A mathematical model of \textit{Culex} population abundance and the impact of vector control interventions in a patchy environment
Suman Bhowmick, Patrick Irwin, Kristina Lopez, Megan Lindsay Fritz, Rebecca Lee Smith
TL;DR
This study develops a temperature-driven, multi-patch ODE model of Culex population dynamics that explicitly incorporates inter-patch dispersal and vector-control interventions in Cook County, Illinois.
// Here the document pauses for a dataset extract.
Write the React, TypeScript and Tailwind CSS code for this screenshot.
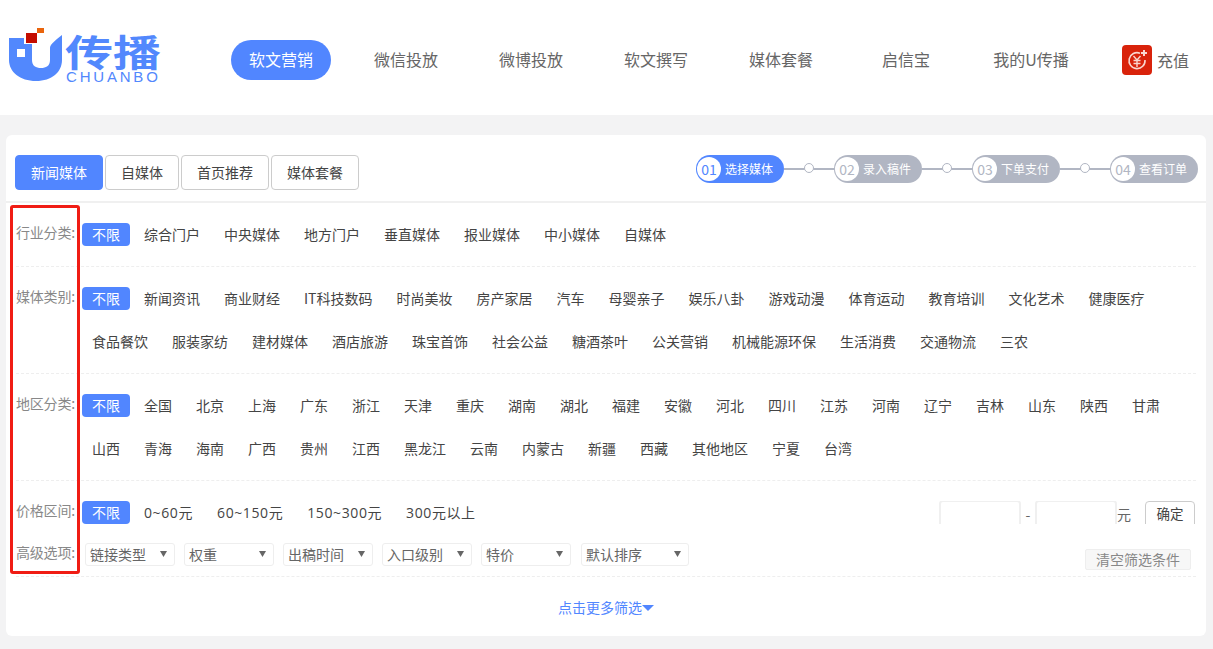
import React from 'react';

const navItems = ['软文营销', '微信投放', '微博投放', '软文撰写', '媒体套餐', '启信宝', '我的U传播'];
const tabs = ['新闻媒体', '自媒体', '首页推荐', '媒体套餐'];
const steps = ['选择媒体', '录入稿件', '下单支付', '查看订单'];

const industry = ['综合门户', '中央媒体', '地方门户', '垂直媒体', '报业媒体', '中小媒体', '自媒体'];
const mediaLines = [
  ['新闻资讯', '商业财经', 'IT科技数码', '时尚美妆', '房产家居', '汽车', '母婴亲子', '娱乐八卦', '游戏动漫', '体育运动', '教育培训', '文化艺术', '健康医疗'],
  ['食品餐饮', '服装家纺', '建材媒体', '酒店旅游', '珠宝首饰', '社会公益', '糖酒茶叶', '公关营销', '机械能源环保', '生活消费', '交通物流', '三农'],
];
const regionLines = [
  ['全国', '北京', '上海', '广东', '浙江', '天津', '重庆', '湖南', '湖北', '福建', '安徽', '河北', '四川', '江苏', '河南', '辽宁', '吉林', '山东', '陕西', '甘肃'],
  ['山西', '青海', '海南', '广西', '贵州', '江西', '黑龙江', '云南', '内蒙古', '新疆', '西藏', '其他地区', '宁夏', '台湾'],
];
const prices = ['0~60元', '60~150元', '150~300元', '300元以上'];
const selects = [
  { label: '链接类型', w: 'w-[90px]' },
  { label: '权重', w: 'w-[90px]' },
  { label: '出稿时间', w: 'w-[90px]' },
  { label: '入口级别', w: 'w-[90px]' },
  { label: '特价', w: 'w-[90px]' },
  { label: '默认排序', w: 'w-[108px]' },
];

const Logo = () => (
  <div className="relative w-[152px] h-[52px] mt-[3px]">
    <svg width="56" height="56" viewBox="0 0 56 56" className="absolute left-0 top-[-6px]">
      <path
        fillRule="evenodd"
        d="M0 11H15V17H23V33C23 39 27 41 32 41C37 41 41 39 41 33V21C41 17 47 13 53 8V33C53 45 43 54 27 54C11 54 0 45 0 33ZM8 22V30H16V22Z"
        fill="#5288fd"
      />
      <rect x="17" y="6" width="11" height="10" fill="#c40d00" />
      <rect x="28" y="1" width="7" height="5" fill="#e9640c" />
    </svg>
    <span className="absolute left-[56px] top-[1px] origin-top scale-y-[0.77] text-[48px] leading-[44px] font-bold text-[#5288fd] whitespace-nowrap">传播</span>
    <span className="absolute left-[57px] top-[37px] text-[15px] leading-[14px] font-['Liberation_Sans',sans-serif] text-[#5288fd] tracking-[2.8px] whitespace-nowrap">CHUANBO</span>
  </div>
);

const RechargeIcon = () => (
  <div className="w-[30px] h-[30px] rounded-[4px] bg-[#d9230b] flex items-center justify-center">
    <svg width="24" height="24" viewBox="0 0 24 24" fill="none" stroke="#f9d6cf" strokeWidth="1.6">
      <path d="M15 5.2A8 8 0 1 0 20 12" />
      <path d="M8.5 8L12 12L15.5 8M8.5 12.5H15.5M8.5 15.5H15.5M12 12V19" strokeWidth="1.4" />
      <path d="M19 2V8M16 5H22" strokeWidth="2" />
    </svg>
  </div>
);

const Unlimited = () => (
  <span className="h-[23px] w-[48px] mr-1 rounded-[4px] bg-[#5186ff] text-white text-[14px] leading-[23px] text-center shrink-0">不限</span>
);

const Item = ({ text }: { text: string }) => (
  <span className="h-[23px] px-2.5 mr-1 text-[14px] leading-[23px] text-[#444] whitespace-nowrap shrink-0">{text}</span>
);

const Label = ({ text }: { text: string }) => (
  <div className="w-[66px] shrink-0 h-[23px] text-[14px] leading-[19px] tracking-[-0.2px] text-[#888] whitespace-nowrap">{text}:</div>
);

const FilterRow = ({ label, lines }: { label: string; lines: string[][] }) => (
  <div className="flex mx-2.5 pt-5 border-b border-dashed border-[#eee]">
    <Label text={label} />
    <div className="flex flex-col">
      {lines.map((line, i) => (
        <div key={i} className="flex h-[23px] mb-5">
          {i === 0 && <Unlimited />}
          {line.map((t) => (
            <Item key={t} text={t} />
          ))}
        </div>
      ))}
    </div>
  </div>
);

const Step = ({ n, text, active }: { n: number; text: string; active: boolean }) => (
  <div className={`flex items-center w-[88px] h-[28px] rounded-[14px] shrink-0 ${active ? 'bg-[#5186ff]' : 'bg-[#b1b6c3]'}`}>
    <span className={`w-[24px] h-[24px] ml-[1px] rounded-full bg-white text-center text-[14px] leading-[24px] shrink-0 ${active ? 'text-[#5186ff]' : 'text-[#b1b6c3]'}`}>
      0{n}
    </span>
    <span className="ml-[4px] text-[12px] leading-[28px] text-white whitespace-nowrap">{text}</span>
  </div>
);

const Connector = () => (
  <div className="relative w-[50px] h-[28px] shrink-0 flex items-center justify-center">
    <div className="w-full h-[2px] bg-[#b1b6c3]" />
    <div className="absolute left-[20px] top-[8px] w-[10px] h-[10px] rounded-full bg-white border border-[#b1b6c3]" />
  </div>
);

const App = () => {
  return (
    <div className="w-[1213px] h-[649px] overflow-hidden bg-[#f3f3f4] font-['Noto_Sans_CJK_SC','Liberation_Sans',sans-serif]">
      <header className="h-[115px] bg-white flex items-center pl-[9px]">
        <Logo />
        <nav className="flex ml-[70px] gap-[25px] mt-[5px]">
          {navItems.map((t, i) => (
            <span
              key={t}
              className={`w-[100px] h-[40px] rounded-[20px] text-[16px] leading-[39px] text-center whitespace-nowrap ${i === 0 ? 'bg-[#5186ff] text-white' : 'text-[#666]'}`}
            >
              {t}
            </span>
          ))}
        </nav>
        <div className="flex items-center ml-[41px] mt-[5px]">
          <RechargeIcon />
          <span className="ml-[5px] text-[16px] text-[#666]">充值</span>
        </div>
      </header>

      <main className="relative mt-5 mx-1.5 w-[1200px] h-[501px] rounded-[6px] bg-white">
        <div className="flex justify-between h-[68px] border-b-2 border-[#f0f0f0] pt-5 pl-[9px] pr-2">
          <div className="flex gap-0.5">
            {tabs.map((t, i) => (
              <span
                key={t}
                className={`h-[35px] px-[15px] rounded-[4px] border text-[14px] leading-[33px] whitespace-nowrap ${i === 0 ? 'bg-[#5186ff] border-[#5186ff] text-white' : 'bg-white border-[#ccc] text-[#444]'}`}
              >
                {t}
              </span>
            ))}
          </div>
          <div className="flex">
            {steps.map((t, i) => (
              <React.Fragment key={t}>
                {i > 0 && <Connector />}
                <Step n={i + 1} text={t} active={i === 0} />
              </React.Fragment>
            ))}
          </div>
        </div>

        <FilterRow label="行业分类" lines={[industry]} />
        <FilterRow label="媒体类别" lines={mediaLines} />
        <FilterRow label="地区分类" lines={regionLines} />

        <div className="mx-2.5 pt-5 border-b border-dashed border-[#eee] pb-2.5">
          <div className="flex h-[23px] overflow-hidden">
            <Label text="价格区间" />
            <Unlimited />
            {prices.map((t) => (
              <span key={t} className="h-[23px] px-2.5 mr-1 text-[14px] leading-[23px] text-[#444] whitespace-nowrap shrink-0 tracking-[0.6px] font-['Open_Sans','Noto_Sans_CJK_SC',sans-serif]">
                {t}
              </span>
            ))}
            <div className="ml-auto flex items-start text-[14px] text-[#666]">
              <div className="w-[82px] h-[30px] -mt-px rounded-[4px] border-2 border-[#f0f0f0] bg-white" />
              <span className="w-[14px] text-center leading-[26px]">-</span>
              <div className="w-[82px] h-[30px] -mt-px rounded-[4px] border-2 border-[#f0f0f0] bg-white" />
              <span className="w-[28px] leading-[26px]">元</span>
              <div className="w-[50px] h-[30px] mr-px rounded-[4px] border border-[#ccc] text-center text-[#444] text-[13.5px] leading-[23px]">确定</div>
            </div>
          </div>
          <div className="flex items-start mt-[19px] h-[23px]">
            <Label text="高级选项" />
            <div className="flex gap-[9px] ml-[3px]">
              {selects.map((s, i) => (
                <div key={s.label} className={`flex items-center justify-between ${s.w} ${i === 5 ? 'ml-px' : ''} h-[23px] pl-[4px] pr-[7px] rounded-[3px] border border-[#eee] text-[14px] leading-[21px] text-[#666]`}>
                  <span className="whitespace-nowrap">{s.label}</span>
                  <svg width="7" height="6" viewBox="0 0 7 6" className="mb-[2px]">
                    <path d="M0 0H7L3.5 6Z" fill="#666" />
                  </svg>
                </div>
              ))}
            </div>
            <span className="ml-auto mr-[5px] mt-[6px] h-[21px] w-[106px] rounded-[2px] border border-[#eee] bg-[#f7f7f7] text-center text-[14px] leading-[18px] text-[#888]">清空筛选条件</span>
          </div>
        </div>

        <div className="flex justify-center items-center mt-[20px] h-5">
          <span className="text-[14px] leading-[18px] text-[#5186ff]">点击更多筛选</span>
          <svg width="12" height="6" viewBox="0 0 12 6" className="mt-[2px]">
            <path d="M0 0H12L6 6Z" fill="#5186ff" />
          </svg>
        </div>

        <div className="absolute left-[4px] top-[70px] w-[70px] h-[369px] rounded-[3px] border-[3px] border-[#f01c14]" />
      </main>
    </div>
  );
};

export default App;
By coupling a four-stage life cycle (E, L, P, A) with a dispersal network and weather forcing, the authors quantify how spatial connectivity alters intervention efficacy and persistence thresholds via the Basic Offspring Number $R_0$ and its patch-specific counterparts $R_{0_i}$. The work shows that ignoring dispersal can overestimate control impact, while coordinated, early-season ULV spraying together with larvicide can synergistically reduce abundance and suppress $R_0$ more effectively across patches. These findings provide a practical, weather-informed framework to optimize spatially targeted vector-control strategies and mitigate disease risk in patchy urban landscapes. The framework is validated with 2018 trap data and can be extended to more patches, stochastic events, and health outcomes in future work, enabling adaptive, data-driven abatement planning.
Abstract
Recent mosquito-borne outbreaks have revealed vulnerabilities in our abatement programmes, raising concerns about how abatement-districts should choose optimal future control strategies. Spatial dissemination of vector-borne disease is strongly shaped by the movement of both hosts and mosquitoes, creating substantial overlap between vector activity and pathogen spread. We developed a mathematical model for Culex mosquito dynamics in a patchy landscape, integrating entomological observations, weather-driven factors, and the vector control practices of the Northwest Mosquito Abatement District (NWMAD) in Cook County, Illinois. By coupling a temperature-driven multi-patch ODE model with NWMAD's adulticide and larvicide interventions, we investigated how spatial heterogeneity and control timing influence mosquito abundance. We also evaluated how mosquito dispersal modifies intervention effectiveness by comparing single-patch and two-patch model outcomes. Our results showed that models ignoring spatial connectivity can substantially overestimate the impact of interventions or misidentify the thresholds of vector persistence. Through numerical simulations, we analysed continuous and pulsatile control approaches under varying spatial and temporal configurations. These findings provide insight into optimal strategies for managing Culex populations and mitigating mosquito-borne disease risk in weather-driven, spatially connected environments across Cook County, Illinois.